Subsequent Coachella festivals have been immense successes—and Goldenvoice was able to prosper, despite a major setback for the company when Van Santen died in December 2003. “It was hard for all of us,” Tollett recalls. “[He was] best friends for all of us.”
The Country Coachella
The annual desert institution eventually led to the application of the Coachella model for country music fans known as Stagecoach, which launched in 2007 and features an array of popular, alt-country and classic country artists.
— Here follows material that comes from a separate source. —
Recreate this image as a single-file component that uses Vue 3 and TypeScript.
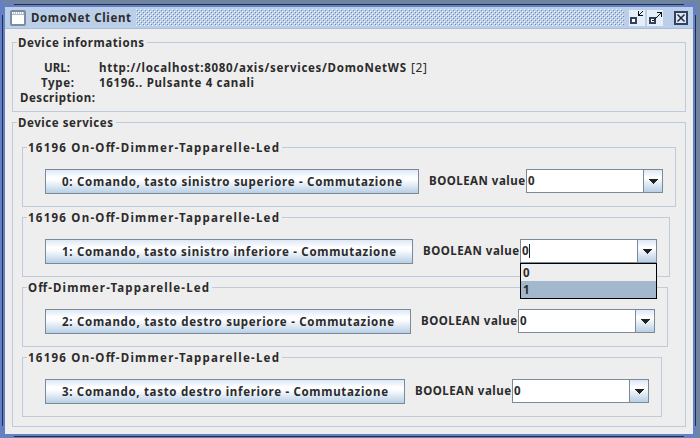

“For a lot of people who live in the 909 and 760, Stagecoach is their Coachella,” says Tollett. “What happened is that we had a lot of different people who said, ‘We respect Coachella but just don’t like the music.’ People floated the idea of doing a country version. It was almost called ‘Country Coachella’ . . . That is as important to them as Coachella is [for the Coachella audience]. It’s great for them because it’s so close. It’s an hour away for most of them.” (A noteworthy IE tie to this year’s Stagecoach: ’80s outfit The Unforgiven will perform a reunion set at the event.)
A Stake in the Region
Other IE connections to Coachella for Goldenvoice include a 7,000-square-foot warehouse in Colton where the company houses necessary items for festival. And last month, Goldenvoice announced an acquisition of 280 acres near the Empire Polo Club (but not the concert fields themselves), used for parking and camping, further establishing their stake in the region.
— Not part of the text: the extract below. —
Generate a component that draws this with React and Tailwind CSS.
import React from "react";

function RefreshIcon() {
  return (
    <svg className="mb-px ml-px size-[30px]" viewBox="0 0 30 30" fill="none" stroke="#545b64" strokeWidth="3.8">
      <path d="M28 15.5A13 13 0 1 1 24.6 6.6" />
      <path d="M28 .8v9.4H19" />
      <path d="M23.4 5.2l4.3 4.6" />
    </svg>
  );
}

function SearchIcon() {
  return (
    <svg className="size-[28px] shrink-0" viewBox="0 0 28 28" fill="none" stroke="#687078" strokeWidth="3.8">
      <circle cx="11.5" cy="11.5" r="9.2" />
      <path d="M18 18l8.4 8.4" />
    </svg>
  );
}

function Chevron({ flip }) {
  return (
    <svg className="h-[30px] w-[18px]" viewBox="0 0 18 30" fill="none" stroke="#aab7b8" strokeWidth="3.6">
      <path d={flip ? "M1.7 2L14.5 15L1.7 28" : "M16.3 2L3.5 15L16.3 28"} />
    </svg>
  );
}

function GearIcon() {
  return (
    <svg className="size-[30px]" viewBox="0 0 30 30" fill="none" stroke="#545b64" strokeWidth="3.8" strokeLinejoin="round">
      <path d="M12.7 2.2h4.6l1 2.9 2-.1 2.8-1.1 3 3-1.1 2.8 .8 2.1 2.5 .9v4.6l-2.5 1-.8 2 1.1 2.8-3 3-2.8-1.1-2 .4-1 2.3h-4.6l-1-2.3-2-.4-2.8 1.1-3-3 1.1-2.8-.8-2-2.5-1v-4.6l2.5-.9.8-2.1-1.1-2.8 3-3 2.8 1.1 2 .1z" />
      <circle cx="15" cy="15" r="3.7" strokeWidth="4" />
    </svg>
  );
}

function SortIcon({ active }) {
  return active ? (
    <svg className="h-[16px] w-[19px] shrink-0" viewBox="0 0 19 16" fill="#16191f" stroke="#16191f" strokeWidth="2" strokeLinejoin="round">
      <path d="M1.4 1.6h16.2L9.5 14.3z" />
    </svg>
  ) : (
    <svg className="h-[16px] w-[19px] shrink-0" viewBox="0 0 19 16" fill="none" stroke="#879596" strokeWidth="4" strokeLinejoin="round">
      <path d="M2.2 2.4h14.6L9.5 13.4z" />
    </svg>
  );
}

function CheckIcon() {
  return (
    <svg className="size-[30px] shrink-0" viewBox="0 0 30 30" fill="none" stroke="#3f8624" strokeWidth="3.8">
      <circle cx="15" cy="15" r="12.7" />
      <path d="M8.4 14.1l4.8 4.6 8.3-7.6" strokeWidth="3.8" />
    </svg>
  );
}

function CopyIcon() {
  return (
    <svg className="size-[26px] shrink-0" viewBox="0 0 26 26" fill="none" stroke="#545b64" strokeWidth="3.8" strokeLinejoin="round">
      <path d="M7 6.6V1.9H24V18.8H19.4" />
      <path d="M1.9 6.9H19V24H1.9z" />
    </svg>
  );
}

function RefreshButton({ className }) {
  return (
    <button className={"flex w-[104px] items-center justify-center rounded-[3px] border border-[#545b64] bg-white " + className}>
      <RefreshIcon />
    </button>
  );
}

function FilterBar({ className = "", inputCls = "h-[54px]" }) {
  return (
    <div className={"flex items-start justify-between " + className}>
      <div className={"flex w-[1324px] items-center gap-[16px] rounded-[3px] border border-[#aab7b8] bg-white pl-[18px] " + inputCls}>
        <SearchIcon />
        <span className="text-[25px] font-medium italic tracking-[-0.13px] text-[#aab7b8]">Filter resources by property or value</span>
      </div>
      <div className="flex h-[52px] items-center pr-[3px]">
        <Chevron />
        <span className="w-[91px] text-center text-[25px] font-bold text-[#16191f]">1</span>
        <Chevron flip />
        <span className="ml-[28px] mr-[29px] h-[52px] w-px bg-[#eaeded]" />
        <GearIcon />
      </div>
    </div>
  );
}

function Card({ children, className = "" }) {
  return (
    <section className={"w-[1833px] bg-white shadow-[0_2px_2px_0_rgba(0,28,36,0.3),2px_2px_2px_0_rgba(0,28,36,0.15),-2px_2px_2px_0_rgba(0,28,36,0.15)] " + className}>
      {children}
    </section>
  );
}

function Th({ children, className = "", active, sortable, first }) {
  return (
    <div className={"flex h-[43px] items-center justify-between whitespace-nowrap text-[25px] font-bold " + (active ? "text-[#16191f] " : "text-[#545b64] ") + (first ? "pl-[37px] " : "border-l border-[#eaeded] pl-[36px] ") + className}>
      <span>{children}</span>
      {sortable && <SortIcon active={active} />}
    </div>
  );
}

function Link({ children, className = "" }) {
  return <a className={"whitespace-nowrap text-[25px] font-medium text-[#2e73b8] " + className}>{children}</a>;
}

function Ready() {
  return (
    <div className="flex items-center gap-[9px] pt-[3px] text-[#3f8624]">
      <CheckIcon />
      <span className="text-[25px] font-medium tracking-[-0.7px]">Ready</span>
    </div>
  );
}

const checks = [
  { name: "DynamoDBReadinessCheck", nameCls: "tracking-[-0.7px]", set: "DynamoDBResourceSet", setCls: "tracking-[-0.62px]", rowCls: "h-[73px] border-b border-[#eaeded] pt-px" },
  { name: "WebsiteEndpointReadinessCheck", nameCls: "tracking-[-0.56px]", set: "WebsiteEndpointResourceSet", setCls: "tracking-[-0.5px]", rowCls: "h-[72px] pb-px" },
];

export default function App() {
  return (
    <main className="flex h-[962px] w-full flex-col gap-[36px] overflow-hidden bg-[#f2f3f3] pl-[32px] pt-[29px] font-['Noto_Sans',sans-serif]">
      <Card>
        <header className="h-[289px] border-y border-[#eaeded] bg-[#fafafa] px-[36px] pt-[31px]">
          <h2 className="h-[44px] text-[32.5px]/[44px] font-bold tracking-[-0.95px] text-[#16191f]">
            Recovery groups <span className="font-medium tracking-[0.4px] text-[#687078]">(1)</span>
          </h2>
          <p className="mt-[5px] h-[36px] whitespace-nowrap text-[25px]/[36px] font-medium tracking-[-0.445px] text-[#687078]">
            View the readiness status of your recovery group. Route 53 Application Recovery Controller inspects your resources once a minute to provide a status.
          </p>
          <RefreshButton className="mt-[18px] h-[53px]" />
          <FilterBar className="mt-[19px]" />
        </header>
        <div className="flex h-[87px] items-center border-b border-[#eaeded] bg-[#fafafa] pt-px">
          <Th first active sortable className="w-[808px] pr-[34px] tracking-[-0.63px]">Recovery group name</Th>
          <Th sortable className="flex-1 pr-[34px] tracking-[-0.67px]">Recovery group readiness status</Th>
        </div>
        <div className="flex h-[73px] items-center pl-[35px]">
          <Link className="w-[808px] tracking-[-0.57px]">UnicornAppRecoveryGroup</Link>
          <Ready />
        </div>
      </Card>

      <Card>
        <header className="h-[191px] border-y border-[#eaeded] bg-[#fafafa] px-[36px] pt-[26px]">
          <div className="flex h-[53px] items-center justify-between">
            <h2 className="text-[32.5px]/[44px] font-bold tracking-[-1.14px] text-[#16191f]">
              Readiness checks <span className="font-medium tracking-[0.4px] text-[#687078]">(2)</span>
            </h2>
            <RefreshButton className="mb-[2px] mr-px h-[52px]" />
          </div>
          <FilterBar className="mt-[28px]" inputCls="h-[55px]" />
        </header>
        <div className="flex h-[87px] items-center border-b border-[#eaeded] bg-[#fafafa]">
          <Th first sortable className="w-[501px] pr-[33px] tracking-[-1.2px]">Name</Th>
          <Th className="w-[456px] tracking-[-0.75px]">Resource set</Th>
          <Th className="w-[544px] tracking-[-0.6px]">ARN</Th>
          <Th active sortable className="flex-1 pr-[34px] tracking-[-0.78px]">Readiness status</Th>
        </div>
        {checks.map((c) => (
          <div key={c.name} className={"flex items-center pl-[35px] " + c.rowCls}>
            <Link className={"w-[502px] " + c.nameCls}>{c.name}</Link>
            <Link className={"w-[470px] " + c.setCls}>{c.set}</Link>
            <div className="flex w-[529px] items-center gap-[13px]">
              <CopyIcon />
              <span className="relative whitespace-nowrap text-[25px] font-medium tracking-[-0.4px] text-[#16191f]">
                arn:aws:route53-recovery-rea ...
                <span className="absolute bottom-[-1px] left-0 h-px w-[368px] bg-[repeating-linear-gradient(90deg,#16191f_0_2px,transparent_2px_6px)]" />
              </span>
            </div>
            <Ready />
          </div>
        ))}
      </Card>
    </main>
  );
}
Plus many of Fold’s 98 Posse staff now work for Coachella and Goldenvoice.
“Because Coachella grew so fast, Goldenvoice wasn’t ready for it, we didn’t have the staff for it,” says Tollett. “So we were like, ‘Bill, can you tap into your friends that are in the 909?’”
Besides its Coachella/IE connections, Goldenvoice has also promoted shows at the LA County Fairgrounds in Pomona for the past eight years, including the Pomona-based Vans Warped Tour date. And, as earlier mentioned, there are ties to the Fox in Pomona of which Goldenvoice became the exclusive music promoter three years ago.
So, with such local in-roads made, are there plans for any other show spots in the Inland Empire? Tollett says that Goldenvoice is busy with what’s currently on their plate. But, he adds, “We have our blinker on at all times. We’re ready for the lane change.”
Coachella Valley Music and Arts Festival at Empire Polo Club, 81-800 Avenue 51, Indio; www.coachella.com. April 13-14 and April 20-22. 11am, each day.